Purdey's is a soft drink produced by Orchid Drinks Ltd. which is owned by Britvic. It is sold in the United Kingdom, the Republic of Ireland, Australia, the Netherlands and Belgium. It is sold in 330ml brown glass bottles with a silver or black plastic label that covers the whole bottle. 

There are three variants:
Purdey's Rejuvenate (formerly known as Active Life) - This has a blend of grape and apple juices, no added sugar, and is sold in a silver wrapped brown bottle and is suitable for vegans.
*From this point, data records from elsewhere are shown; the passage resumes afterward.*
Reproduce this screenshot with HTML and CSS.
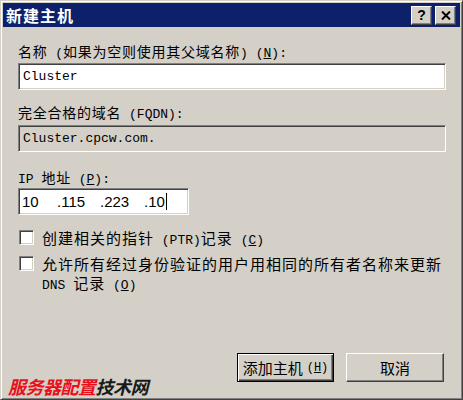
FILE: index.html
```html
<!DOCTYPE html>
<html lang="zh-CN">
<head>
<meta charset="utf-8">
<title>新建主机</title>
<link rel="stylesheet" href="styles.css">
</head>
<body>
<div class="window">
  <div class="titlebar">
    <span class="title">新建主机</span>
    <div class="title-buttons">
      <span class="tbtn help">?</span>
      <span class="tbtn close">
        <svg width="10" height="9" viewBox="0 0 10 9"><path d="M1 0.5 L9 8.5 M9 0.5 L1 8.5" stroke="#000" stroke-width="2"/></svg>
      </span>
    </div>
  </div>
  <div class="content">
    <div class="label l1">名称<span class="mono"> (</span>如果为空则使用其父域名称<span class="mono">) (<u>N</u>):</span></div>
    <div class="field mono">Cluster</div>
    <div class="label l2">完全合格的域名<span class="mono"> (FQDN):</span></div>
    <div class="field disabled mono">Cluster.cpcw.com.</div>
    <div class="label l3"><span class="mono">IP </span>地址<span class="mono"> (<u>P</u>):</span></div>
    <div class="field ip">
      <span class="oct">10</span><span class="oct">.115</span><span class="oct">.223</span><span class="oct last">.10</span><span class="caret"></span>
    </div>
    <div class="check-row r1">
      <span class="cb"></span>
      <span class="ctext">创建相关的指针<span class="mono"> (PTR)</span>记录<span class="mono"> (<u>C</u>)</span></span>
    </div>
    <div class="check-row r2">
      <span class="cb"></span>
      <span class="ctext">允许所有经过身份验证的用户用相同的所有者名称来更新<br><span class="mono">DNS </span>记录<span class="mono"> (<u>O</u>)</span></span>
    </div>
    <div class="buttons">
      <span class="btn default">添加主机<span class="gap"></span><span class="mono">(<u>H</u>)</span></span>
      <span class="btn">取消</span>
    </div>
  </div>
  <div class="watermark"><span class="red">服务器配置</span><span class="dark">技术网</span></div>
</div>
</body>
</html>
```
FILE: styles.css
```css
* { box-sizing: border-box; }
html, body { margin: 0; padding: 0; }
body {
  width: 463px;
  height: 400px;
  background: #d4d0c8;
  font-family: "Noto Sans CJK SC", "Liberation Sans", sans-serif;
  font-size: 14px;
  color: #000;
  overflow: hidden;
}
.window {
  position: relative;
  width: 463px;
  height: 400px;
  background: #d4d0c8;
  border: 1px solid;
  border-color: #d4d0c8 #404040 #404040 #d4d0c8;
  box-shadow: inset 1px 1px 0 #fff, inset -1px -1px 0 #808080;
  padding: 2px;
  display: flex;
  flex-direction: column;
}
.titlebar {
  height: 24px;
  background: #0c216a;
  display: flex;
  align-items: center;
  justify-content: space-between;
  padding: 0 4px 0 3px;
}
.title {
  color: #fff;
  font-weight: bold;
  font-size: 16px;
  letter-spacing: 1px;
  line-height: 24px;
}
.title-buttons {
  display: flex;
  gap: 3px;
}
.tbtn {
  width: 21px;
  height: 19px;
  background: #d4d0c8;
  border: 1px solid;
  border-color: #fff #404040 #404040 #fff;
  box-shadow: inset -1px -1px 0 #808080;
  display: flex;
  align-items: center;
  justify-content: center;
  font-family: "Liberation Sans", sans-serif;
  font-weight: bold;
  font-size: 14px;
  line-height: 1;
}
.content {
  flex: 1;
  display: flex;
  flex-direction: column;
  padding: 0 14px 0 15px;
}
.label {
  height: 16px;
  line-height: 16px;
  white-space: nowrap;
  letter-spacing: 0.75px;
}
.mono {
  font-family: "Liberation Mono", "DejaVu Sans Mono", monospace;
  letter-spacing: 0;
}
.label .mono { font-size: 13px; }
.l1 { margin-top: 16px; }
.l2 { margin-top: 14px; }
.l3 { margin-top: 17px; }
.field {
  height: 27px;
  background: #fff;
  border: 1px solid;
  border-color: #808080 #fff #fff #808080;
  box-shadow: inset 1px 1px 0 #404040, inset -1px -1px 0 #d4d0c8;
  padding: 0 4px;
  display: flex;
  align-items: center;
  font-size: 13px;
}
.l1 + .field { margin-top: 4px; }
.field.disabled {
  margin-top: 5px;
  background: #d4d0c8;
}
.field.ip {
  margin-top: 3px;
  width: 171px;
  font-family: "Liberation Sans", sans-serif;
  font-size: 15px;
  padding-left: 3px;
}
.oct { display: inline-block; }
.oct:first-child { width: 35px; }
.oct:nth-child(2) { width: 43px; }
.oct:nth-child(3) { width: 44px; }
.oct.last { width: auto; }
.caret {
  display: inline-block;
  width: 1px;
  height: 17px;
  background: #000;
  margin-left: 1px;
}
.check-row {
  display: flex;
  align-items: flex-start;
  line-height: 19px;
}
.check-row.r1 { margin-top: 13px; }
.check-row.r2 { margin-top: 4px; }
.cb {
  flex: none;
  width: 15px;
  height: 15px;
  margin: 2px 8px 0 1px;
  background: #fff;
  border: 1px solid;
  border-color: #808080 #fff #fff #808080;
  box-shadow: inset 1px 1px 0 #404040, inset -1px -1px 0 #d4d0c8;
}
.ctext {
  white-space: nowrap;
  font-size: 15px;
  letter-spacing: 1px;
}
.ctext .mono { font-size: 13px; }
.buttons {
  margin-top: auto;
  margin-bottom: 15px;
  display: flex;
  justify-content: flex-end;
  gap: 12px;
  padding-right: 2px;
}
.btn {
  width: 98px;
  height: 29px;
  background: #d4d0c8;
  border: 1px solid;
  border-color: #fff #404040 #404040 #fff;
  box-shadow: inset -1px -1px 0 #808080;
  display: flex;
  align-items: center;
  justify-content: center;
  font-size: 15px;
  white-space: nowrap;
}
.btn .gap { display: inline-block; width: 4px; }
.btn .mono { font-size: 12px; }
.btn.default {
  width: 97px;
  border: 1px solid #000;
  box-shadow: inset 1px 1px 0 #fff, inset -1px -1px 0 #404040, inset -2px -2px 0 #808080;
}
.watermark {
  position: absolute;
  left: 7px;
  bottom: 2px;
  font-size: 18px;
  font-weight: bold;
  font-style: italic;
  letter-spacing: -0.5px;
  line-height: 22px;
}
.watermark .red { color: #e8101a; }
.watermark .dark { color: #1a1a1a; }
```
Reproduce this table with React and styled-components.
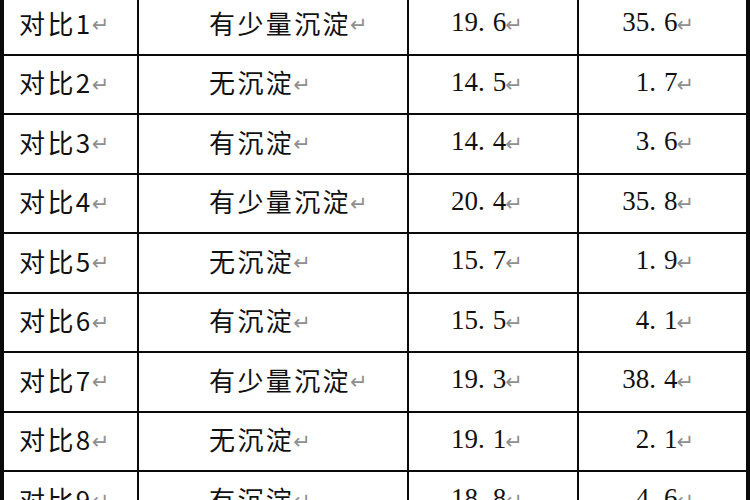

Purdey's Refocus -Carbonated Water, Fruit Juices from Concentrate 35% (Grape 25%, Apple 8%, Blackberry 1%, Sloe 1%), Botanical Extracts, no added sugar, and is sold in a silver wrapped brown bottle and is suitable for Vegans.

Purdey's Replenish - Carbonated Water, Fruit Juices from Concentrate 25% (Apple 23%, Raspberry 2%)...Botanical Extracts, no added sugar, and is sold in a silver wrapped brown bottle and suitable for vegans.

Some of these are also available in cans depending on country and stock availability.

Discontinued:
Purdey's Edge - This had a blend of dark fruit juices, no added sugar, and was sold in a dark bottle.

Purdey's Activation (formerly known as Active Body) - This was marketed as a healthy energy drink, contained a combination of sugars, and was sold in a gold bottle.

All variants are made of fruit juices and sparkling spring water and botanical extracts, and fortified with vitamins.

In some countries, nutritional content labels are required on each product's label.